PROBLEM STATEMENT - Collect each line of the entries that holds the string "table".

DATASET ENTRIES -
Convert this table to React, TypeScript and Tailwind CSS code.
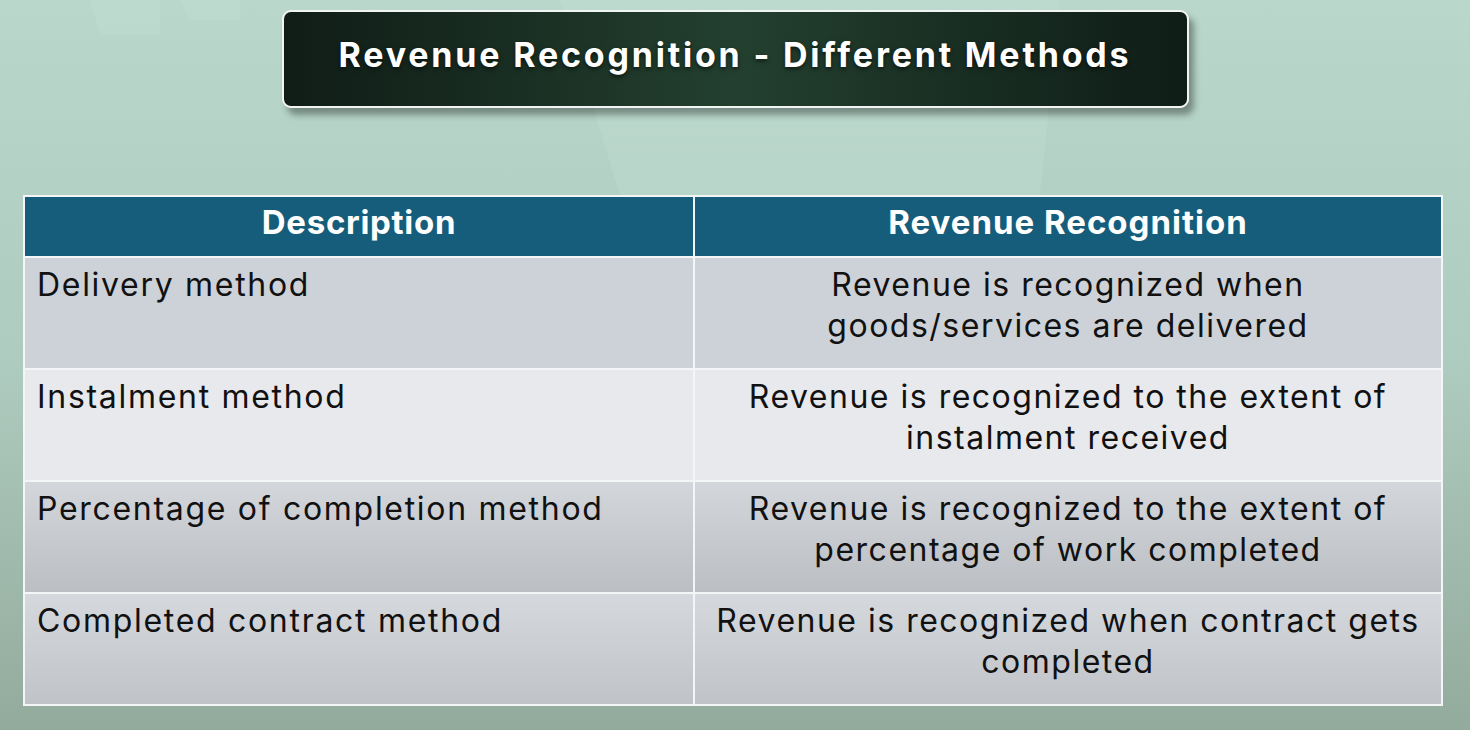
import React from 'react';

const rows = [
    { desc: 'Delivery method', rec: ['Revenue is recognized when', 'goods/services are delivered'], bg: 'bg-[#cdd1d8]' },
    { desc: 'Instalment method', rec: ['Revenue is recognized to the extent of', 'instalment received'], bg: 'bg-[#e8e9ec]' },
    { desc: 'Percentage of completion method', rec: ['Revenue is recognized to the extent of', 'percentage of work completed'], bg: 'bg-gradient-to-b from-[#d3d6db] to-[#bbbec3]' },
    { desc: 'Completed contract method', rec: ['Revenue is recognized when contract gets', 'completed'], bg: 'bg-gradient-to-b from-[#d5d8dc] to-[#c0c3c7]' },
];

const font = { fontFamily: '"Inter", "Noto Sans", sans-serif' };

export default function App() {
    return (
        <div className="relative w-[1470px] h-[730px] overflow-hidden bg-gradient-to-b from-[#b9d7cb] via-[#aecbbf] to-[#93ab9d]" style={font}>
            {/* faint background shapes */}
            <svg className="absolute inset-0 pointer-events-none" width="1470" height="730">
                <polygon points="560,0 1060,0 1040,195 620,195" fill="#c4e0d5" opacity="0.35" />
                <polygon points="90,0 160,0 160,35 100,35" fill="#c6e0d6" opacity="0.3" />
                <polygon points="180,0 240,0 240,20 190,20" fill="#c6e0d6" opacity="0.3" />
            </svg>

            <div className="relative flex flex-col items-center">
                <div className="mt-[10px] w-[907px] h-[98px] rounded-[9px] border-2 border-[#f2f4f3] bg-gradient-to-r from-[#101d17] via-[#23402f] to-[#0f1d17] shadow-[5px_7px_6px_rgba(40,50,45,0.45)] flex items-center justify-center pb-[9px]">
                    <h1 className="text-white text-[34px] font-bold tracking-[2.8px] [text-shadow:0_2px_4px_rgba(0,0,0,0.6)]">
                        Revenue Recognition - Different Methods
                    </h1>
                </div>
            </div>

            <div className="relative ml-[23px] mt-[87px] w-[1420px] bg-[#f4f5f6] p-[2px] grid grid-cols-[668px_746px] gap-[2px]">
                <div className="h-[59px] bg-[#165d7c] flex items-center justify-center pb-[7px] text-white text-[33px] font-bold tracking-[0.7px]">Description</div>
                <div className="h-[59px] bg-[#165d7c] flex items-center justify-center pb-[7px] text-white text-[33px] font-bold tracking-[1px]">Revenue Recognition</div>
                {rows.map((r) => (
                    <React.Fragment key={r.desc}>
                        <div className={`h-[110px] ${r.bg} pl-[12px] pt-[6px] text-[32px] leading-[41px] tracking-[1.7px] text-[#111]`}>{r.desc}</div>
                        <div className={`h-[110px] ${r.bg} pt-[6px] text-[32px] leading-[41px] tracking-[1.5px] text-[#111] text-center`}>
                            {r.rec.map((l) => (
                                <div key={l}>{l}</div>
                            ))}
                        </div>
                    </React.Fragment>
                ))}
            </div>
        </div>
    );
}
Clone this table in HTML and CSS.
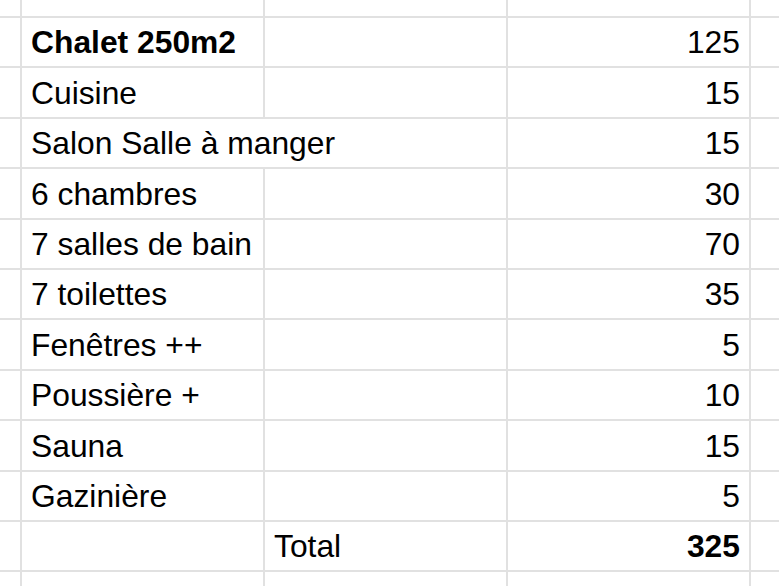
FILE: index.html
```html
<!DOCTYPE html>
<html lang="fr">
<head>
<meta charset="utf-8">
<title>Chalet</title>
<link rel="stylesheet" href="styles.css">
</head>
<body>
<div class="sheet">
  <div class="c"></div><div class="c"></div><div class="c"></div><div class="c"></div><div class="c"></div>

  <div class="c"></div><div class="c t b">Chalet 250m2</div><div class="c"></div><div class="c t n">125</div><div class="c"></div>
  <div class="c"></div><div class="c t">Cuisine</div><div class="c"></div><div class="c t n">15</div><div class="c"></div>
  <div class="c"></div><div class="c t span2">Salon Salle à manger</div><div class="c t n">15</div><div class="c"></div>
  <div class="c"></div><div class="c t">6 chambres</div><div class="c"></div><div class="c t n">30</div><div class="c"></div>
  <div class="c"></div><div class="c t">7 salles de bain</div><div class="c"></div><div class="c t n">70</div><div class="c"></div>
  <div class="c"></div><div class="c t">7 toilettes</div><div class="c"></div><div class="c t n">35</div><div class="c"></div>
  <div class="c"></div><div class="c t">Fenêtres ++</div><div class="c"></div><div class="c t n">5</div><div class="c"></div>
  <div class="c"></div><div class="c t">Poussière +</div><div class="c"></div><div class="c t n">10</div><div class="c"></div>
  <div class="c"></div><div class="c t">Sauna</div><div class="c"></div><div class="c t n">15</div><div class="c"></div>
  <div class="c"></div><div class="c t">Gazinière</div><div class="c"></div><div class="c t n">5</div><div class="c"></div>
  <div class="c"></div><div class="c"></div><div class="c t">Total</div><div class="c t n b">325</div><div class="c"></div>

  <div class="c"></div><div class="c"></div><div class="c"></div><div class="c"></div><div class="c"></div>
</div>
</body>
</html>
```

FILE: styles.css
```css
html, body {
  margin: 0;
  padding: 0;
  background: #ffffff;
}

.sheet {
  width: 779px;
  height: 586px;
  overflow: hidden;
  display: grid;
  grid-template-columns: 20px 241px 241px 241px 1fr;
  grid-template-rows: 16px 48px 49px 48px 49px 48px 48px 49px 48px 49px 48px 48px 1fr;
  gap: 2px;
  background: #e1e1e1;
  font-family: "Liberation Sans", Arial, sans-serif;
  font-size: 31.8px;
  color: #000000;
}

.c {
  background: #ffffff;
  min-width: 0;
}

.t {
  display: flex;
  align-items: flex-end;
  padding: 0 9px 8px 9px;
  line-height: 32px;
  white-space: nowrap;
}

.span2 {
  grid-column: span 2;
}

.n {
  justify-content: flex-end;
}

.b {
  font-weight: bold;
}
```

CORRECT OUTPUT -
Convert this table to React, TypeScript and Tailwind CSS code.
Clone this table in HTML and CSS.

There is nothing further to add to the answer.